By George! Clooney Says He May Be Getting Too Old to Act

Will somebody please get George Clooney some anti-aging cream and a tissue?

I mean, you wouldn’t think a rich, famous, Oscar-winning Hollywood legend with a brilliant and beautiful wife, a home in Italy and the world at his fingertips has anything in common with regular schmoes like you and I. And, in reality, he doesn’t. Except for the fact that, according to a recent interview, he seems to harbour some very real insecurities about aging.

“I think nobody really wants to see anybody really age,” Clooney, 54, said in an interview with the BBC, where he announced that he may shift from acting to directing because of his advancing years.

“You know, it’s a very unforgiving thing, the camera is, and so aging becomes something that you know, you try to do less and less onscreen. You try to pick the films that work best for you and as you age they become less and less.”

So Clooney’s afraid of a few wrinkles – a strange notion coming from a bona fide sex symbol who’s only grown more attractive with age. After all, George’s short, salt and pepper hair and dreamy gaze won him the hearts of women around the world during his tenure on ER, not to mention two turns as People magazine’s “Sexiest Man Alive” – the latter of which came in 2006, when he was 45 – which is more than we can say for the mop-mane look he boasted in the 1980s when he appeared on shows like Golden Girls and Roseanne.

But forget the fact that George only gets better looking with age. It’s become increasing clear that in Hollywood these days, grey equals pay. In terms of Clooney’s fellow leading men just ask Sylvester Stallone, who’s Expendables franchise is so popular and profitable it helped spawn the “geriaction” genre – a category that breathed new life into the careers of men from Liam Neeson to Kevin Costner to Arnold Schwarzenegger.

And there was nothing unforgiving about Stallone’s turn as an aging Rocky Balboa in Creed last year. In fact, it earned him more critical praise than he’s enjoyed in decades, not to mention a slew of awards and even his first Oscar nomination since the original Rocky.

A few grey hairs or crow’s feet haven’t managed to slow down Morgan Freeman’s career, or Christopher Plummer’s, or Denzel Washington’s, or Harrison Ford’s for that matter. The last time I checked, no one was outraged at seeing the actor – who’s about 20 years older than Clooney – reprise his role as Han Solo in the most recent Star Wars film. The return of leading man Michael Keaton, who made the transition from Batman in the 1990s to Birdman in 2015, was greeted with enthusiasm and award recognition. Heck, throw Clint Eastwood on the big screen at age 85 and audiences will buy that he can still lay the smackdown on opponents a fraction of his age.

And that’s just the men.

The leading ladies – as Clooney noted in the same interview – have it far worse when it comes to scrutiny as they age, yet actresses who run the gauntlet of the 45+ age range, from Meryl Streep to Dame Helen Mirren to Viola Davis to Jane Fonda and Taraji P. Henson, are some of the hottest, most in demand talents in Tinseltown. They refuse to let age put a wrinkle, so to speak, in any opportunities to find and perform meaningful roles.

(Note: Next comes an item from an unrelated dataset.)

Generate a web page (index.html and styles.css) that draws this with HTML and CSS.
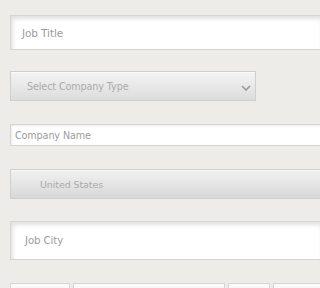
FILE: index.html
```html
<!DOCTYPE html>
<html>
<head>
<meta charset="utf-8">
<link rel="stylesheet" href="styles.css">
</head>
<body>
<div class="frame">
<form class="form">
  <div class="field field-title"><span class="ph">Job Title</span></div>
  <div class="field select select-type">
    <span class="ph ph-select">Select Company Type</span>
    <svg class="chev" width="10" height="6" viewBox="0 0 10 6"><path d="M1 1 L5 5 L9 1" fill="none" stroke="#999" stroke-width="1.6"/></svg>
  </div>
  <div class="field field-company"><span class="ph ph-small">Company Name</span></div>
  <div class="field select select-country"><span class="ph ph-country">United States</span></div>
  <div class="field field-city"><span class="ph ph-city">Job City</span></div>
  <div class="row">
    <div class="mini mini-a"></div>
    <div class="mini mini-b"></div>
    <div class="mini mini-c"></div>
    <div class="mini mini-d"></div>
  </div>
</form>
</div>
</body>
</html>
```
FILE: styles.css
```css
html, body {
  margin: 0;
  padding: 0;
  background: #edece8;
}
.frame {
  height: 288px;
  overflow: hidden;
}
.form {
  box-sizing: border-box;
  display: flex;
  flex-direction: column;
  padding: 15px 0 0 10px;
  font-family: "DejaVu Sans", "Open Sans", sans-serif;
}
.field {
  box-sizing: border-box;
  display: flex;
  align-items: center;
  border: 1px solid #d6d5d2;
  border-right: none;
  background: #fff;
  flex-shrink: 0;
}
.ph {
  color: #9c9c9c;
  font-size: 10.5px;
  letter-spacing: -0.1px;
}
.field-title {
  height: 35px;
  padding-left: 11px;
  box-shadow: inset 2px 3px 4px rgba(0,0,0,0.12);
}
.select {
  background: linear-gradient(#f4f4f4, #dcdcdc);
  border-color: #cfcfcf;
  box-shadow: inset 0 1px 0 #fafafa;
}
.select-type {
  margin-top: 21px;
  width: 246px;
  height: 30px;
  padding-left: 16px;
  position: relative;
  border-right: 1px solid #cfcfcf;
}
.ph-select {
  color: #ababab;
  font-size: 9.6px;
}
.chev {
  position: absolute;
  right: 4px;
  top: 13px;
}
.field-company {
  margin-top: 23px;
  height: 22px;
  padding-left: 4px;
  box-shadow: inset 1px 1px 2px rgba(0,0,0,0.08);
}
.ph-small {
  font-size: 9.6px;
}
.select-country {
  margin-top: 23px;
  height: 30px;
  padding-left: 29px;
  background: linear-gradient(#f1f1f1, #d8d8d8);
}
.ph-country {
  color: #ababab;
  font-size: 9.5px;
}
.field-city {
  margin-top: 22px;
  height: 39px;
  padding-left: 14px;
  box-shadow: inset 2px 3px 4px rgba(0,0,0,0.12);
}
.ph-city {
  font-size: 10.2px;
}
.row {
  margin-top: 23px;
  display: flex;
  gap: 3px;
}
.mini {
  box-sizing: border-box;
  height: 20px;
  flex-shrink: 0;
  border: 1px solid #d6d5d2;
  background: linear-gradient(#fbfbfb, #eeeeee);
}
.mini-a { width: 60px; }
.mini-b { width: 152px; }
.mini-c { width: 42px; }
.mini-d { width: 60px; }
```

From action flicks to comedy to high drama and rom-com couplings, the opportunities for stars of a certain age in Hollywood are arguably better now than they’ve ever been. And as for Clooney’s contention that no one wants to see anybody age, that’s partly true because, in reality, age is becoming less and less of a factor. Instead, audiences want to see them act, sing, dance, tell stories, captivate and inspire, regardless of their age.

But if George’s age has him feeling a little shy, he’s more than welcome to step behind the camera. However, if he’s worried about being embarrassed by how he appears on screen, let’s not forget his directorial efforts like Leatherheads, or The Monuments Men.

There isn’t a wrinkle cream in the world that can make those bad reviews disappear.